Instruction
Return the records from the first line through the line containing "setPicked(picked.includes(i) ? picked.filter((p)", and leave out the pictures.

Data shown

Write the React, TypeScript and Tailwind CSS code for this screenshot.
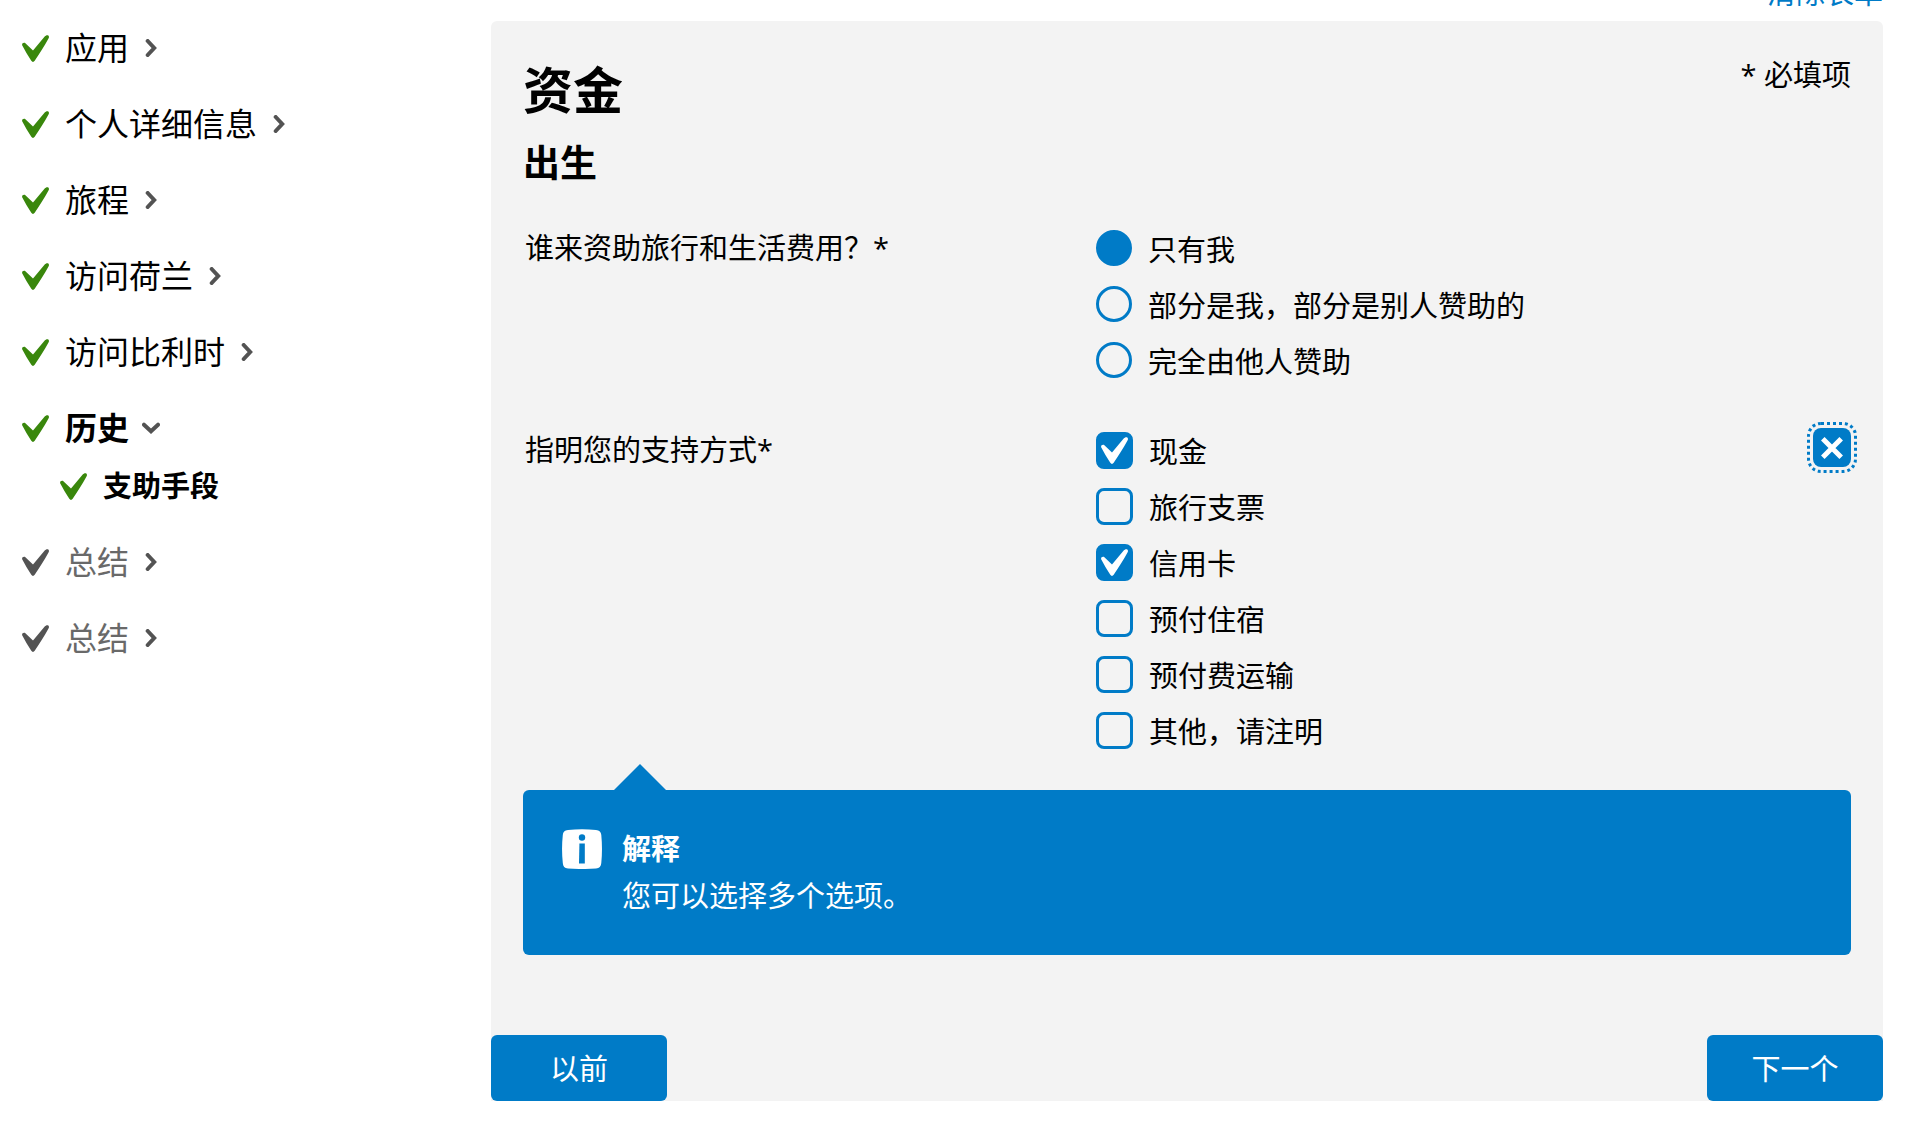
import { useState } from "react";

const steps = [
  { label: "应用", state: "done" },
  { label: "个人详细信息", state: "done" },
  { label: "旅程", state: "done" },
  { label: "访问荷兰", state: "done" },
  { label: "访问比利时", state: "done" },
  { label: "历史", state: "current", sub: "支助手段" },
  { label: "总结", state: "pending" },
  { label: "总结", state: "pending" },
];

const funding = ["只有我", "部分是我，部分是别人赞助的", "完全由他人赞助"];

const means = ["现金", "旅行支票", "信用卡", "预付住宿", "预付费运输", "其他，请注明"];

function Check({ className }: { className: string }) {
  return (
    <svg viewBox="0 0 27 27" className={className} fill="currentColor" aria-hidden="true">
      <path d="M.3 10.6C-.6 8.6 1.6 7 3.4 8.3L11 15.6 22.7 1.6C23.6.5 24.8-.1 26 .3 27.2.9 27.2 2.4 26.5 3.6 22.3 11.2 17.6 18.6 12.7 25.8 11.8 27.2 10.2 27.3 9.3 25.8 6 20.8 3 15.8.3 10.6Z" />
    </svg>
  );
}

function Chevron({ open }: { open: boolean }) {
  return (
    <svg
      viewBox="0 0 18 18"
      className="size-[18px] shrink-0 text-[#535353]"
      fill="none"
      stroke="currentColor"
      strokeWidth="4"
      strokeLinecap="round"
      aria-hidden="true"
    >
      <path d={open ? "M2 5.7 9 12.2 16 5.7" : "M5.7 2 12.2 9 5.7 16"} />
    </svg>
  );
}

export default function App() {
  const [payer, setPayer] = useState(0);
  const [picked, setPicked] = useState([0, 2]);
  const [help, setHelp] = useState(true);

  const toggle = (i: number) =>
    setPicked(picked.includes(i) ? picked.filter((p) => p !== i) : [...picked, i]);

  return (
    <div className="flex min-h-screen bg-white pr-[29px] font-['Open_Sans','Noto_Sans_CJK_SC',sans-serif] text-[29px] leading-[40px] text-black">
      <nav className="w-[491px] shrink-0 pt-[10px] pl-[22px]">
        <ul>
          {steps.map((step, i) => (
            <li key={i}>
              <a
                href="#"
                className={
                  step.state === "current"
                    ? "flex h-[76px] items-center text-[32px] font-bold"
                    : step.state === "done"
                      ? "flex h-[76px] items-center text-[32px]"
                      : "flex h-[76px] items-center text-[32px] text-[#696969]"
                }
              >
                <Check
                  className={
                    step.state === "pending"
                      ? "mr-4 size-[27px] shrink-0 text-[#535353]"
                      : "mr-4 size-[27px] shrink-0 text-[#39870c]"
                  }
                />
                <span className="mr-[13px]">{step.label}</span>
                <Chevron open={step.state === "current"} />
              </a>
              {step.sub && (
                <ul className="pb-[18px] pl-[38px]">
                  <li>
                    <a href="#" className="flex h-10 items-center font-bold">
                      <Check className="mr-4 size-[27px] shrink-0 text-[#39870c]" />
                      {step.sub}
                    </a>
                  </li>
                </ul>
              )}
            </li>
          ))}
        </ul>
      </nav>

      <div className="min-w-0 grow">
        <div className="flex h-[21px] items-end justify-end overflow-hidden pb-2">
          <a href="#" className="text-[#007bc7]">
            清除表单
          </a>
        </div>

        <main className="rounded-t-md bg-[#f3f3f3]">
          <div className="px-8 pt-[41px] pb-20">
            <header className="flex items-start justify-between">
              <h1 className="text-[50px] leading-[56px] font-bold">资金</h1>
              <p className="-mt-[7px]">* 必填项</p>
            </header>
            <h2 className="mt-5 text-[37px] leading-[50px] font-bold">出生</h2>

            <div
              role="radiogroup"
              aria-labelledby="payer-label"
              className="mt-8 grid grid-cols-[573fr_717fr_38px]"
            >
              <p id="payer-label" className="pt-2 pl-[2px]">
                谁来资助旅行和生活费用？*
              </p>
              <div>
                {funding.map((text, i) => (
                  <label key={text} className="flex h-14 items-center gap-4">
                    <input
                      type="radio"
                      name="payer"
                      checked={payer === i}
                      onChange={() => setPayer(i)}
                      className="size-9 shrink-0 appearance-none rounded-full border-3 border-[#007bc7] checked:bg-[#007bc7]"
                    />
                    <span className="pt-1">{text}</span>
                  </label>
                ))}
              </div>
            </div>

            <div
              role="group"
              aria-labelledby="means-label"
              className="mt-[34px] grid grid-cols-[573fr_717fr_38px]"
            >
              <p id="means-label" className="pt-2 pl-[2px]">
                指明您的支持方式*
              </p>
              <div>
                {means.map((text, i) => (
                  <label key={text} className="flex h-14 items-center gap-4">
                    <span className="relative size-[37px] shrink-0">
                      <input
                        type="checkbox"
                        checked={picked.includes(i)}
                        onChange={() => toggle(i)}
                        className="block size-full appearance-none rounded-lg border-3 border-[#007bc7] checked:bg-[#007bc7]"
                      />
                      {picked.includes(i) && (
                        <Check className="pointer-events-none absolute top-[5px] left-[5px] size-[27px] text-white" />
                      )}
                    </span>
                    <span className="pt-1">{text}</span>
                  </label>
                ))}
              </div>
              <button
                type="button"
                aria-label="关闭解释"
                onClick={() => setHelp(!help)}
                className="mt-[6px] flex h-[39px] w-[38px] items-center justify-center rounded-lg bg-[#007bc7] text-white outline-3 outline-offset-3 outline-[#007bc7] outline-dotted"
              >
                <svg viewBox="0 0 22 22" className="size-[22px]" stroke="currentColor" strokeWidth="5" aria-hidden="true">
                  <path d="M1.8 1.8 20.2 20.2M20.2 1.8 1.8 20.2" />
                </svg>
              </button>
            </div>

            {help && (
              <section className="relative mt-8 flex gap-5 rounded-md bg-[#007bc7] pt-[35px] pr-8 pb-9 pl-[39px] text-white">
                <svg viewBox="0 0 52 26" className="absolute -top-[26px] left-[91px] h-[26px] w-[52px] fill-[#007bc7]" aria-hidden="true">
                  <path d="M0 26 26 0 52 26Z" />
                </svg>
                <svg viewBox="0 0 40 40" className="mt-1 size-10 shrink-0" aria-hidden="true">
                  <path
                    d="M6 1C15 0 25 0 34 1 37.500 1.300 39 3 39.300 6 40.200 15 40.200 25 39.300 34 39 37.500 37.500 39.300 34 39.500 25 40.200 15 40.200 6 39.500 2.500 39.300 1 37.500.8 34-.2 25-.2 15 .8 6 1 3 2.500 1.300 6 1Z"
                    fill="#fff"
                  />
                  <circle cx="20" cy="8.500" r="3.200" fill="#007bc7" />
                  <path d="M17.400 14.500H22.800V34.500H17Z" fill="#007bc7" />
                </svg>
                <div className="leading-[47px]">
                  <h3 className="font-bold">解释</h3>
                  <p>您可以选择多个选项。</p>
                </div>
              </section>
            )}
          </div>

          <div className="flex justify-between">
            <button type="button" className="h-[66px] w-44 rounded-md bg-[#007bc7] pt-[2px] text-white">
              以前
            </button>
            <button type="button" className="h-[66px] w-44 rounded-md bg-[#007bc7] pt-[2px] text-white">
              下一个
            </button>
          </div>
        </main>
      </div>
    </div>
  );
}
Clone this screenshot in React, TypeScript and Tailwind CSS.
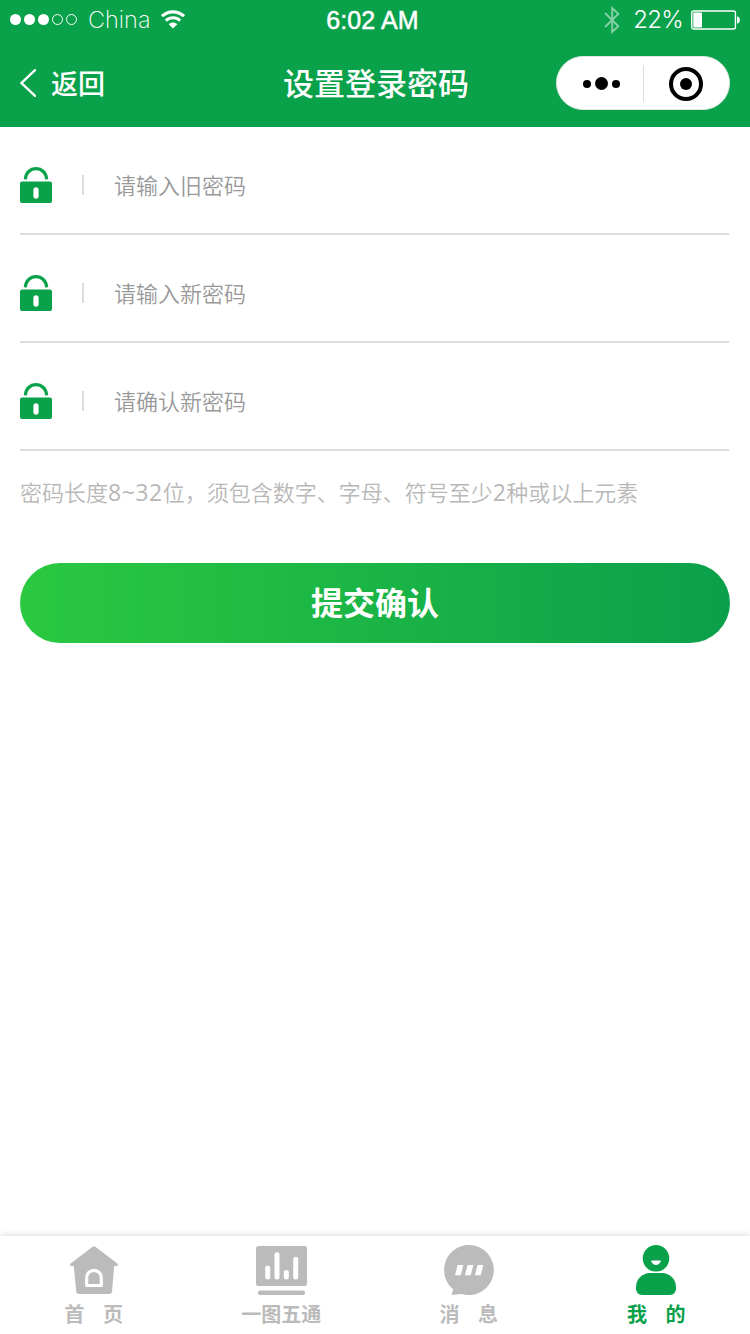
import type { ReactNode } from 'react';
import { clsx } from 'clsx';

interface PasswordFieldProps {
  name: string;
  placeholder: string;
}

interface TabItemProps {
  label: string;
  icon: ReactNode;
  active?: boolean;
}

function WifiIcon() {
  return (
    <svg width="24" height="20" viewBox="0 0 24 20" fill="none">
      <path d="M1 6.200C7.200.4 16.800.4 23 6.200" stroke="white" strokeWidth="3.200" />
      <path d="M4.800 10.600c4.200-3.800 10.200-3.800 14.400 0" stroke="white" strokeWidth="2.900" />
      <path d="M7.700 14.200c2.500-2.300 6.100-2.300 8.600 0L12 18.600z" fill="white" />
    </svg>
  );
}

function BluetoothIcon() {
  return (
    <svg width="16" height="28" viewBox="0 0 16 28" fill="none">
      <path
        d="M1 7 14.300 20.300 8.200 26V2l6.100 6L1 21"
        stroke="white"
        strokeOpacity="0.5"
        strokeWidth="1.900"
      />
    </svg>
  );
}

function BatteryIcon() {
  return (
    <svg width="50" height="20" viewBox="0 0 50 20" fill="none">
      <rect x="0.750" y="1" width="43.700" height="18" rx="2" stroke="white" strokeWidth="1.400" />
      <rect x="2.300" y="2.500" width="8.700" height="15" rx="0.800" fill="white" />
      <path d="M46 6.500c3.800 0 3.800 7 0 7z" fill="white" />
    </svg>
  );
}

function LockIcon() {
  return (
    <svg width="32" height="36" viewBox="0 0 32 36">
      <path d="M5.300 12.300C5.800 5.800 10.300 1.600 16 1.600s10.200 4.200 10.700 10.700" fill="none" stroke="#0aa14b" strokeWidth="3.200" />
      <path
        fillRule="evenodd"
        fill="#0aa14b"
        d="M2 14.500h28a2 2 0 0 1 2 2V34a2 2 0 0 1-2 2H2a2 2 0 0 1-2-2V16.500a2 2 0 0 1 2-2zM16 20.300a2.600 2.600 0 0 0-2.600 2.600v6.200a2.600 2.600 0 0 0 5.200 0v-6.200a2.600 2.600 0 0 0-2.600-2.600z"
      />
    </svg>
  );
}

function HomeIcon() {
  return (
    <svg width="50" height="50" viewBox="0 0 50 50">
      <path
        fill="currentColor"
        d="M23.300 1.900a2.600 2.600 0 0 1 3.400 0L48.300 18.500c1.200 1 .6 2.500-.8 2.500h-2.300l-2.200 25.300a2.900 2.900 0 0 1-2.900 2.700H10.100a2.900 2.900 0 0 1-2.900-2.700L4.800 21H2.500c-1.400 0-2-1.500-.8-2.500z"
      />
      <path d="M17.700 40.500v-7.900a7.300 7.300 0 0 1 14.600 0v7.900z" fill="none" stroke="white" strokeWidth="3.200" strokeLinejoin="round" />
    </svg>
  );
}

function ChartIcon() {
  return (
    <svg width="51" height="50" viewBox="0 0 51 50">
      <rect y="1" width="51" height="40" rx="2.500" fill="currentColor" />
      <rect x="2" y="45.500" width="47" height="4.500" rx="2" fill="currentColor" />
      <g stroke="white" strokeWidth="5" strokeLinecap="round">
        <path d="M11.700 23v9" />
        <path d="M21 9.700V32" />
        <path d="M30.300 27.500V32" />
        <path d="M39.700 14.200V32" />
      </g>
    </svg>
  );
}

function MessageIcon() {
  return (
    <svg width="50" height="50" viewBox="0 0 50 50">
      <path
        fill="currentColor"
        d="M25 0a25 25 0 1 1-7.500 48.900L7.500 50l1.700-5.700A25 25 0 0 1 25 0z"
      />
      <g fill="white">
        <path d="M13.600 20h5.700l-2.600 10.300H11z" />
        <path d="M23.600 20h5.700l-2.600 10.300H21z" />
        <path d="M33.600 20h5.700l-2.600 10.300H31z" />
      </g>
    </svg>
  );
}

function UserIcon() {
  return (
    <svg width="40" height="50" viewBox="0 0 40 50">
      <circle cx="20" cy="13.300" r="13.300" fill="currentColor" />
      <path d="M15.700 15.500h8.600c.5 0 .7.3.5.8-1.500 4.800-8.100 4.800-9.600 0-.2-.5 0-.8.500-.8z" fill="white" />
      <path
        fill="currentColor"
        d="M14 28h12c8 0 14 6.500 14 14v2a6 6 0 0 1-6 6H6a6 6 0 0 1-6-6v-2c0-7.500 6-14 14-14z"
      />
    </svg>
  );
}

function StatusBar() {
  return (
    <div className="flex h-10 items-center justify-between pl-2.5 pr-[9px]">
      <div className="flex w-[252px] items-center">
        <div className="flex gap-[3px] pb-px">
          <span className="size-[11px] rounded-full bg-white" />
          <span className="size-[11px] rounded-full bg-white" />
          <span className="size-[11px] rounded-full bg-white" />
          <span className="size-[11px] rounded-full border border-white" />
          <span className="size-[11px] rounded-full border border-white" />
        </div>
        <span className="ml-[11px] mr-3 w-[61px] font-['Inter'] text-[23.500px] font-extralight leading-10">
          China
        </span>
        <WifiIcon />
      </div>
      <span className="font-['Liberation_Sans'] text-[25px] leading-[38px] tracking-[0.1px] [-webkit-text-stroke:0.5px_white]">
        6:02 AM
      </span>
      <div className="flex w-[258px] items-center justify-end">
        <BluetoothIcon />
        <span className="ml-[13px] mr-2 font-['Inter'] text-2xl font-light leading-10 tracking-[-0.7px]">
          22%
        </span>
        <BatteryIcon />
      </div>
    </div>
  );
}

function Header() {
  return (
    <header className="h-[127px] bg-[#0aa14b] text-white">
      <StatusBar />
      <div className="flex h-[86px] items-center justify-between px-5">
        <button className="flex w-[174px] items-center gap-[15px]">
          <svg width="16" height="28" viewBox="0 0 16 28" fill="none">
            <path d="M15 1.200 1.500 14 15 26.800" stroke="white" strokeWidth="2.400" strokeLinecap="round" />
          </svg>
          <span className="pb-px text-[27px] font-medium leading-8">返回</span>
        </button>
        <h1 className="pb-0.5 pl-0.5 text-[31px] font-medium leading-10">设置登录密码</h1>
        <div className="flex h-[54px] w-[174px] items-center rounded-full border border-[#dfe9e2] bg-white">
          <button className="flex w-[86px] items-center justify-center gap-1 pl-[3px] pt-px">
            <span className="size-2 rounded-full bg-black" />
            <span className="size-[13px] rounded-full bg-black" />
            <span className="size-2 rounded-full bg-black" />
          </button>
          <span className="h-[37px] w-px bg-[#dcdcdc]" />
          <button className="flex flex-1 justify-center pr-px pt-px">
            <span className="flex size-[34px] items-center justify-center rounded-full border-4 border-black">
              <span className="size-3 rounded-full bg-black" />
            </span>
          </button>
        </div>
      </div>
    </header>
  );
}

function PasswordField({ name, placeholder }: PasswordFieldProps) {
  return (
    <label className="mr-px flex h-[108px] items-center border-b-2 border-[#dcdcdc] pb-[30px] pt-10">
      <LockIcon />
      <span className="ml-[30px] h-5 w-0.5 bg-[#dcdcdc]" />
      <input
        type="password"
        name={name}
        placeholder={placeholder}
        className="ml-[30px] h-9 flex-1 pb-[3px] text-[22px] font-[350] outline-none placeholder:text-[#999999]"
      />
    </label>
  );
}

function TabItem({ label, icon, active }: TabItemProps) {
  return (
    <button
      className={clsx(
        'flex flex-1 flex-col items-center pt-[9px]',
        active ? 'text-[#0aa14b]' : 'text-[#bbbbbb]'
      )}
    >
      {icon}
      <span className="mt-1 text-xl font-bold leading-[30px] [word-spacing:14px]">{label}</span>
    </button>
  );
}

export default function App() {
  return (
    <div className="flex h-[1334px] w-[750px] flex-col bg-white font-['Noto_Sans_CJK_SC',sans-serif]">
      <Header />
      <main className="flex-1 px-5">
        <PasswordField name="oldPassword" placeholder="请输入旧密码" />
        <PasswordField name="newPassword" placeholder="请输入新密码" />
        <PasswordField name="confirmPassword" placeholder="请确认新密码" />
        <p className="mt-6 h-8 whitespace-nowrap text-[22px] font-[350] leading-8 text-[#b8b8b8]">
          密码长度
          <span className="font-['Open_Sans'] text-[23px] font-normal leading-8 tracking-[0.5px]">8~32</span>
          位，须包含数字、字母、符号至少
          <span className="font-['Open_Sans'] text-[23px] font-normal leading-8 tracking-[0.5px]">2</span>
          种或以上元素
        </p>
        <button className="mt-14 h-20 w-full rounded-full bg-linear-to-r/srgb from-[#2ac940] to-[#0aa04b] pb-1 text-[32px] font-bold text-white">
          提交确认
        </button>
      </main>
      <nav className="flex h-[98px] bg-white shadow-[0_-1px_6px_rgba(0,0,0,0.15)]">
        <TabItem label="首 页" icon={<HomeIcon />} />
        <TabItem label="一图五通" icon={<ChartIcon />} />
        <TabItem label="消 息" icon={<MessageIcon />} />
        <TabItem label="我 的" icon={<UserIcon />} active />
      </nav>
    </div>
  );
}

Task solution
Write the React, TypeScript and Tailwind CSS code for this screenshot.
import { useState } from "react";

const steps = [
  { label: "应用", state: "done" },
  { label: "个人详细信息", state: "done" },
  { label: "旅程", state: "done" },
  { label: "访问荷兰", state: "done" },
  { label: "访问比利时", state: "done" },
  { label: "历史", state: "current", sub: "支助手段" },
  { label: "总结", state: "pending" },
  { label: "总结", state: "pending" },
];

const funding = ["只有我", "部分是我，部分是别人赞助的", "完全由他人赞助"];

const means = ["现金", "旅行支票", "信用卡", "预付住宿", "预付费运输", "其他，请注明"];

function Check({ className }: { className: string }) {
  return (
    <svg viewBox="0 0 27 27" className={className} fill="currentColor" aria-hidden="true">
      <path d="M.3 10.6C-.6 8.6 1.6 7 3.4 8.3L11 15.6 22.7 1.6C23.6.5 24.8-.1 26 .3 27.2.9 27.2 2.4 26.5 3.6 22.3 11.2 17.6 18.6 12.7 25.8 11.8 27.2 10.2 27.3 9.3 25.8 6 20.8 3 15.8.3 10.6Z" />
    </svg>
  );
}

function Chevron({ open }: { open: boolean }) {
  return (
    <svg
      viewBox="0 0 18 18"
      className="size-[18px] shrink-0 text-[#535353]"
      fill="none"
      stroke="currentColor"
      strokeWidth="4"
      strokeLinecap="round"
      aria-hidden="true"
    >
      <path d={open ? "M2 5.7 9 12.2 16 5.7" : "M5.7 2 12.2 9 5.7 16"} />
    </svg>
  );
}

export default function App() {
  const [payer, setPayer] = useState(0);
  const [picked, setPicked] = useState([0, 2]);
  const [help, setHelp] = useState(true);

  const toggle = (i: number) =>
    setPicked(picked.includes(i) ? picked.filter((p) => p !== i) : [...picked, i]);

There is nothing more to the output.